The tallest free-standing structure in the United States is about to be built, and its a natural energy power plant capable of producing the energy of a small nuclear power plant. Oh yeah, and it will be 2,250 feet tall. Yeah: that tall. Like, bigger than the Empire State Building.
How cool is that?!
Designed by Maryland-based Solar Wind Energy Tower, Inc., the solar-wind facility will be the first model of its type projected to be complete and stand near San Luis, AZ by 2018. Just how does this sucker work? Well, a network of sprayers emits a fine mist of water droplets over the upper lip of the structure; the mist subsequently evaporates, absorbing the ambient heat of the surrounding atmosphere (that's the solar component, obviously best suited to a dry, arid climate like the Arizona desert). The result is dense, cool air that rapidly flows to the bottom of the structure. The air reaches up to 50 mph by the time it hits the bottom, where it is diverted outwards through a series of tunnels radiating from the inside of the tube. Those tunnels hold giant wind turbines capable of generating a lot of electricity. Check out Solar Wind Energy's more detailed explanation here.

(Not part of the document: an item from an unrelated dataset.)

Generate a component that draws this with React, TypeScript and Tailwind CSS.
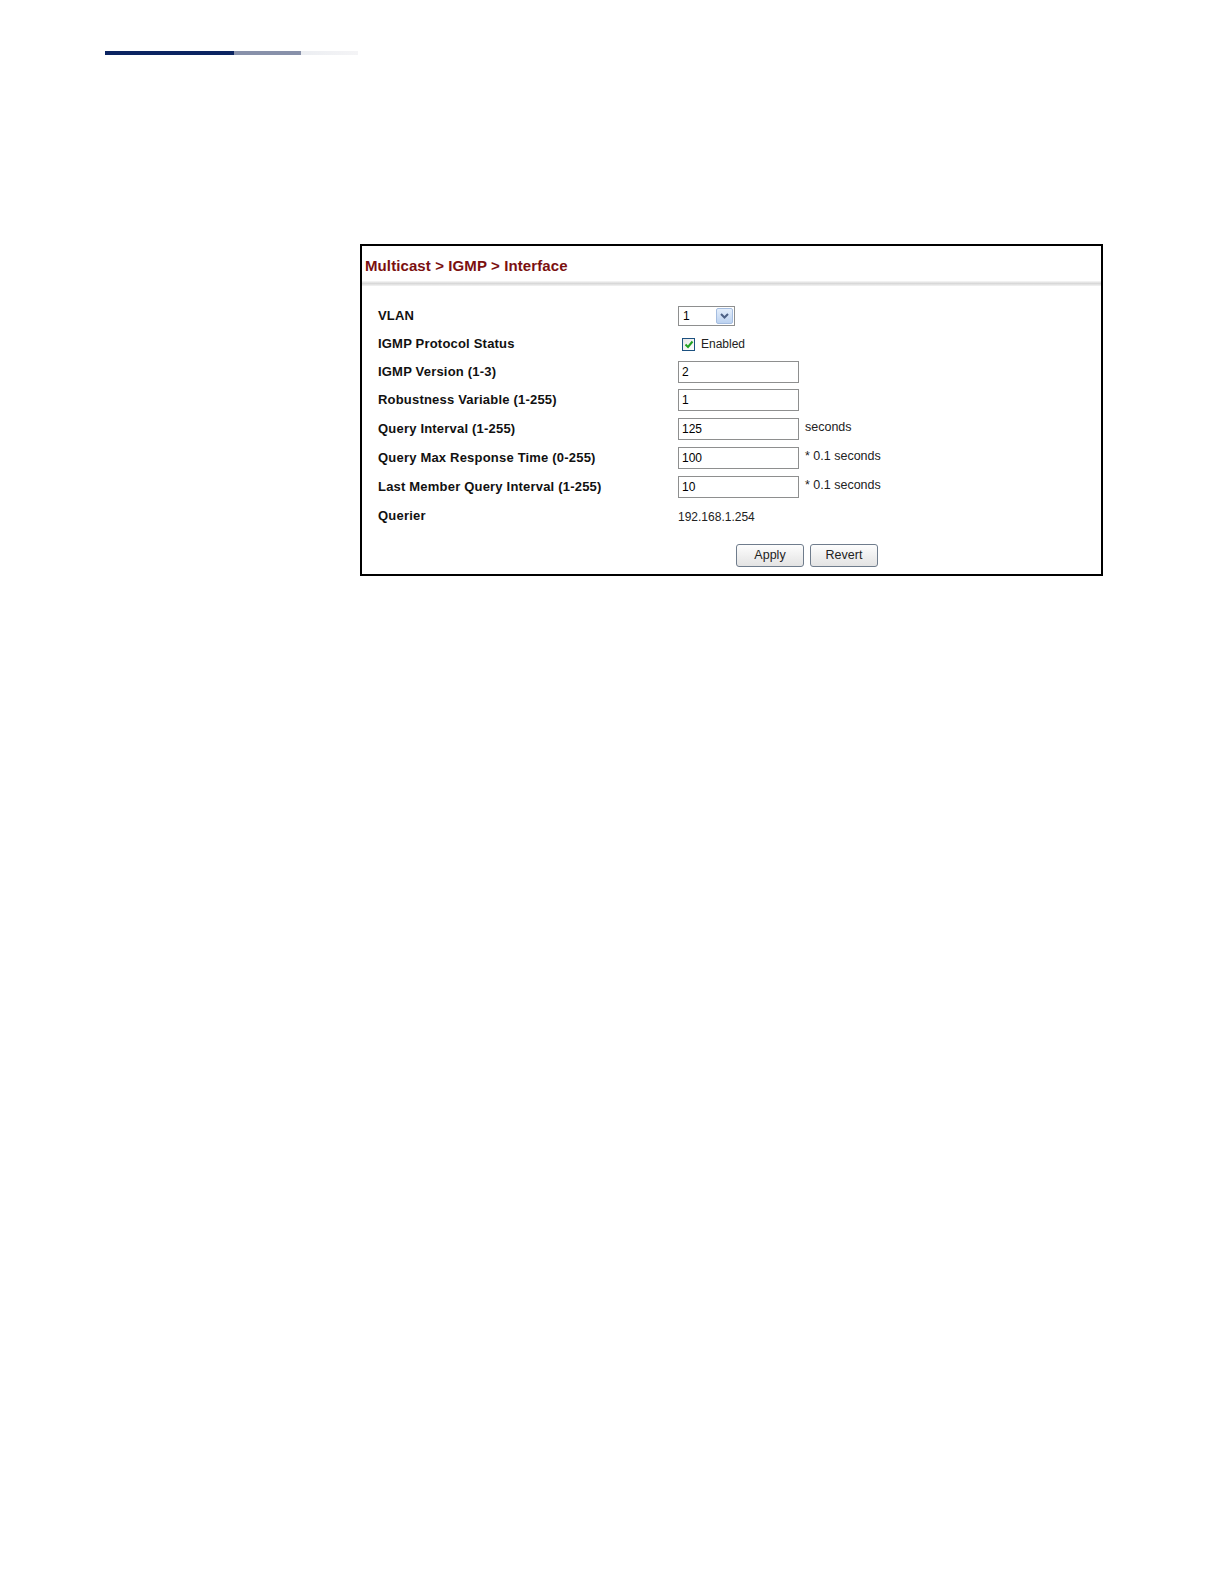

Though this energy production design was first revealed almost 40 years ago in an issue of Popular Science magazine, this is pretty early stage technology. It will cost a projected $1.5 billion to build this first monolith which the company claims will produce up to 1,200 megawatt-hours of electricity at peak performance (that would be in July and August in Arizona), but only about 435 mega-watt hours in an average month, which is is considerably lower than most current technology nuclear power plants. Though, it still is roughly the output of the smallest nuclear power plants currently online without the risks or the radioactive wastes. Surely, it seems to be a power production method worth exploring and endeavoring to improve/perfect.